Laissons aux lecteurs de Pétrarque le soin de juger quelle est à cet égard la valeur de ce poëte. Celui qui I’étudie à la façon d’un juge d’instruction et qui s’évertue à rechercher les contradictions qui existent entre l’homme et le poëte, les amours qui semblent démentir la grande passion de sa vie et d’autres côtés faibles, celui-là n’aura pas, en effet, grand effort à faire pour ne plus trouver aucun plaisir à ses sonnets. C’est se priver d’une jouissance poétique pour la satisfaction de connaître un homme dans sa « totalité ». Il est regrettable seulement que les lettres de Pétrarque nous renseignent si peu sur les cancans d’Avignon, qui donneraient prise sur lui, et que les correspondances de ses connaissances et de leurs amis se soient perdues ou n’aient jamais existé, Au lieu de remercier le ciel de n’avoir pas à rechercher comment et au prix de quelles luttes un poëte a pu sauver ce qu’il y avait d’immortel dans son entourage et dans sa vie, on a réuni le petit nombre de « reliques » de ce genre que le temps avait respectées, et l’on a fait une biographie de Pétrarque qui ressemble à un acte d’accusation.
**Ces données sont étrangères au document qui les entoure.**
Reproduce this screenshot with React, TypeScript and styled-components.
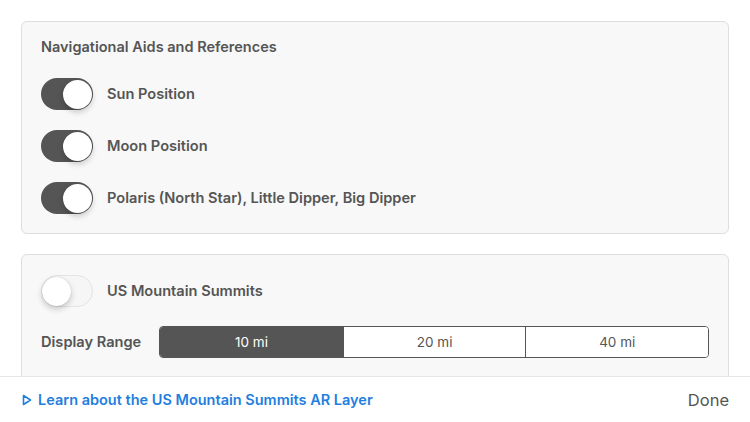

Du reste, le poëte n’a rien à craindre ; pour peu que l’on continue encore pendant cinquante ans en Allemagne et en Angleterre à Imprimer et à mettre en œuvre des correspondances de gens célèbres, la sellette sur laquelle on a mis Pétrarque deviendra insensiblement le rendez-vous des gloires éclatantes.

  1. Les portraits de l’école de Van Eyck prouveraient plutôt le contraire pour le Nord. Longtemps encore ils restent supérieurs à toutes les descriptions phonétiques.